¡Oh, Fabio!
Luis Sánchez-Moliní
La revolución del pesebre
EL 20 de diciembre de 1860 los representantes electos del pueblo del Estado de Carolina del Sur, reunidos en Charleston, aprobaron por aclamación la Ordinance of Seccesion, documento con fuerza normativa que contenía la declaración unilateral de independencia de dicho Estado. Desde ese momento, al menos para los miembros de su Cámara Legislativa, Carolina del Sur dejó de pertenecer a los Estados Unidos de América; y digo que para ellos porque las autoridades federales nunca llegaron a reconocer esa declaración. Tras Carolina del Sur otros seis Estados -Mississippi, Florida, Alabama, Georgia, Luisiana y Texas- repitieron la jugada y obtuvieron, lógicamente, el mismo tratamiento de las autoridades federales. El 11 de Marzo de 1861 los secesionistas se unieron en lo que se llamó los Estados Confederados de América, cuya Constitución fue aprobada ese mismo día por una Asamblea reunida en Montgomery, Alabama. Más adelante se unirían a la Confederación, tras la correspondiente declaración unilateral, el Estado de Virginia -que, por cierto, se dividió irreversiblemente en dos como consecuencia de la misma- y los estados de Arkansas, Carolina del Norte y Tennessee.
La primera consecuencia de la declaración unilateral de independencia fue que las tropas federales acantonadas en Carolina del Sur buscaron refugio en Fort Sumter, posición fortificada situada en la bahía de Charleston donde fueron atacadas por las tropas confederadas el 12 de abril en lo que sería el primer episodio sangriento de la Guerra Civil americana.
Los motivos de la secesión y, por tanto, de la guerra fueron, lo mismo que sucede hoy en día y no obstante la creencia general, más económicos que humanos y tuvieron que ver, más que con la esclavitud que existía igualmente en el norte, con la creciente influencia del Gobierno federal en la política y en la economía del Sur.
La declaración unilateral de independencia se produjo, además, lo mismo que sucede hoy en día, en un momento de interregno político y, por tanto, de relativo vacío de poder, ya que tras la elección de Abraham Lincoln como Presidente en Noviembre de 1860 y antes de su toma de posesión, fue el presidente interino James Buchanan el que tuvo que hacer frente, más mal que bien, a los primeros embates de los secesionistas.
La guerra civil duró 4 largos años, se desarrolló casi en su totalidad en suelo de la Confederación y causó, además de la devastación de los Estados confederados, que tardaron casi 100 años en recuperar su nivel de riqueza relativa, 1.000.000 de bajas de las que 400.000 fueron víctimas civiles.
La guerra terminó el 9 de abril de 1865 con la rendición incondicional del general Robert Lee en Appomattox, aunque el cese total de hostilidades no se produjo hasta Junio de ese mismo año tras la captura y encarcelamiento de Jefferson Davis, hasta ese momento Presidente de la Confederación.
Durante los cuatro años de guerra, la Confederación, a pesar de haber gastado ingentes recursos en conseguirlo, no obtuvo el reconocimiento de ningún país del mundo, salvo una muy costosa carta que el papa Pio IX envió a mitad del conflicto al presidente Davis.
No parece que sea necesario explicar el porqué viene hoy este recuerdo histórico a nuestra tribuna.
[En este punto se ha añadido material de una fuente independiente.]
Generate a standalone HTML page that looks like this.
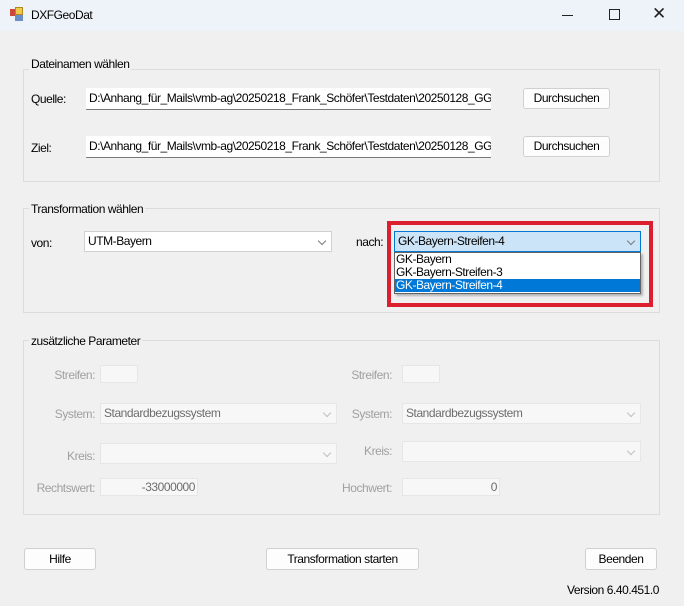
<!DOCTYPE html>
<html><head><meta charset="utf-8"><style>
*{margin:0;padding:0;box-sizing:border-box}
body{width:684px;height:606px;background:#f0f0f0;font-family:"Liberation Sans",sans-serif;font-size:12px;color:#000;position:relative;overflow:hidden;letter-spacing:-0.45px}
.a{position:absolute;white-space:nowrap}
.tb{left:0;top:0;width:684px;height:31px;background:#eef3f9}
.grp{border:1px solid #dcdcdc}
.gl{background:#f0f0f0;padding:0 2px;line-height:13px}
.tx{background:#fff;border-bottom:1px solid #7a7a7a;line-height:20px;padding-left:3px;overflow:hidden}
.btn{background:#fdfdfd;border:1px solid #d0d0d0;border-radius:3px;text-align:center;line-height:19px}
.cb{background:#fff;border:1px solid #d0d0d0;line-height:19px;padding-left:3px}
.dis{background:#f7f7f7;border:1px solid #e6e6e6;color:#6d6d6d}
.g{color:#a0a0a0;text-align:right;width:80px}
.chev{position:absolute;right:6px;top:6px;width:6px;height:6px;border-right:1px solid #7a7a7a;border-bottom:1px solid #7a7a7a;transform:rotate(45deg)}
.dis .chev{border-color:#c0c0c0}
</style></head><body>
<div class="a tb"></div>
<div class="a" style="left:10px;top:9px;width:6px;height:7px;background:#c94a3a"></div>
<div class="a" style="left:15px;top:7px;width:8px;height:8px;background:#f2c94c;border:1px solid #b08a20"></div>
<div class="a" style="left:15px;top:15px;width:8px;height:6px;background:#6a8fc8"></div>
<div class="a" style="left:31px;top:8px;font-size:12px">DXFGeoDat</div>
<div class="a" style="left:562px;top:15px;width:11px;height:1px;background:#222"></div>
<div class="a" style="left:609px;top:9px;width:11px;height:11px;border:1px solid #222"></div>
<div class="a" style="left:652px;top:5px;font-size:17px;color:#222;line-height:18px">✕</div>

<div class="a grp" style="left:23px;top:69px;width:637px;height:113px"></div>
<div class="a gl" style="left:29px;top:58px">Dateinamen wählen</div>
<div class="a" style="left:31px;top:92px">Quelle:</div>
<div class="a tx" style="left:86px;top:88px;width:405px;height:22px">D:\Anhang_für_Mails\vmb-ag\20250218_Frank_Schöfer\Testdaten\20250128_GG</div>
<div class="a btn" style="left:523px;top:88px;width:87px;height:21px">Durchsuchen</div>
<div class="a" style="left:31px;top:141px">Ziel:</div>
<div class="a tx" style="left:86px;top:136px;width:405px;height:22px">D:\Anhang_für_Mails\vmb-ag\20250218_Frank_Schöfer\Testdaten\20250128_GG</div>
<div class="a btn" style="left:523px;top:136px;width:87px;height:21px">Durchsuchen</div>

<div class="a grp" style="left:23px;top:208px;width:637px;height:105px"></div>
<div class="a gl" style="left:29px;top:203px">Transformation wählen</div>
<div class="a" style="left:31px;top:236px">von:</div>
<div class="a cb" style="left:84px;top:231px;width:248px;height:21px">UTM-Bayern<div class="chev"></div></div>
<div class="a" style="left:356px;top:235px">nach:</div>
<div class="a" style="left:387px;top:221px;width:266px;height:86px;border:4px solid #dc1f2e"></div>
<div class="a cb" style="left:394px;top:231px;width:247px;height:21px;background:#cce4f7;border-color:#0078d4">GK-Bayern-Streifen-4<div class="chev"></div></div>
<div class="a" style="left:394px;top:252px;width:247px;height:42px;background:#fff;border:1px solid #646464;box-shadow:2px 2px 2px rgba(0,0,0,.25);line-height:13px">
<div style="padding-left:1px">GK-Bayern</div>
<div style="padding-left:1px">GK-Bayern-Streifen-3</div>
<div style="padding-left:1px;background:#0078d7;color:#fff">GK-Bayern-Streifen-4</div>
</div>

<div class="a grp" style="left:23px;top:340px;width:637px;height:175px"></div>
<div class="a gl" style="left:29px;top:335px">zusätzliche Parameter</div>
<div class="a g" style="left:15px;top:368px">Streifen:</div>
<div class="a dis" style="left:100px;top:365px;width:38px;height:18px"></div>
<div class="a g" style="left:312px;top:368px">Streifen:</div>
<div class="a dis" style="left:402px;top:365px;width:38px;height:18px"></div>
<div class="a g" style="left:15px;top:407px">System:</div>
<div class="a cb dis" style="left:100px;top:403px;width:237px;height:21px">Standardbezugssystem<div class="chev"></div></div>
<div class="a g" style="left:312px;top:407px">System:</div>
<div class="a cb dis" style="left:402px;top:403px;width:239px;height:21px">Standardbezugssystem<div class="chev"></div></div>
<div class="a g" style="left:15px;top:449px">Kreis:</div>
<div class="a cb dis" style="left:100px;top:443px;width:237px;height:21px"><div class="chev"></div></div>
<div class="a g" style="left:312px;top:444px">Kreis:</div>
<div class="a cb dis" style="left:402px;top:441px;width:239px;height:21px"><div class="chev"></div></div>
<div class="a g" style="left:15px;top:481px">Rechtswert:</div>
<div class="a dis" style="left:100px;top:478px;width:98px;height:18px;text-align:right;padding-right:2px;line-height:16px">-33000000</div>
<div class="a g" style="left:312px;top:481px">Hochwert:</div>
<div class="a dis" style="left:402px;top:478px;width:98px;height:18px;text-align:right;padding-right:2px;line-height:16px">0</div>

<div class="a btn" style="left:24px;top:548px;width:72px;height:22px;line-height:20px">Hilfe</div>
<div class="a btn" style="left:266px;top:548px;width:153px;height:22px;line-height:20px">Transformation starten</div>
<div class="a btn" style="left:585px;top:548px;width:72px;height:22px;line-height:20px">Beenden</div>
<div class="a" style="left:567px;top:583px">Version 6.40.451.0</div>
</body></html>
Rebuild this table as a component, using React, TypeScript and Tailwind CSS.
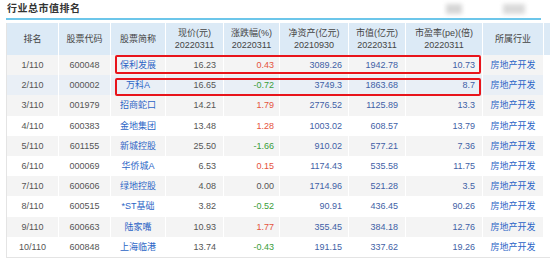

Es más que probable que en los próximos días o semanas tengamos que soportar -ojalá que no- una declaración unilateral de independencia de una parte de España. Es más que posible que tengamos que ver, una vez más, entre atónitos y humillados, a un grupo de irresponsables jaleados por una multitud de inconscientes, declarar el Estat Catalá desde el balcón del Palacio de San Jaime en Barcelona.
Pues bien, ante lo que seguramente va a ser el más grande desafío que ha visto nuestra generación a la convivencia pacífica, a la libertad, a la igualdad y a la solidaridad entre todos los españoles, procede, creo, tener confianza y conservar la calma y la unidad. Existen, aún con el Parlamento disuelto, mecanismos suficientes para evitar que el daño que conscientemente se nos va a causar a todos pase a mayores. La clave estará, sin duda, en la actitud que adopten los servidores públicos. De ella va a depender la profundidad y gravedad de la crisis que se avecina y lo cruento o incruento de la solución que a la misma haya que dar. Lo que sí está claro es que, pase lo que pase, España no se va a romper porque todos nosotros, y muy especialmente los andaluces, en ningún caso nos lo podemos permitir. La base de nuestra convivencia pacífica es la solidaridad, un valor que, cueste lo que cueste, nunca vamos a sacrificar.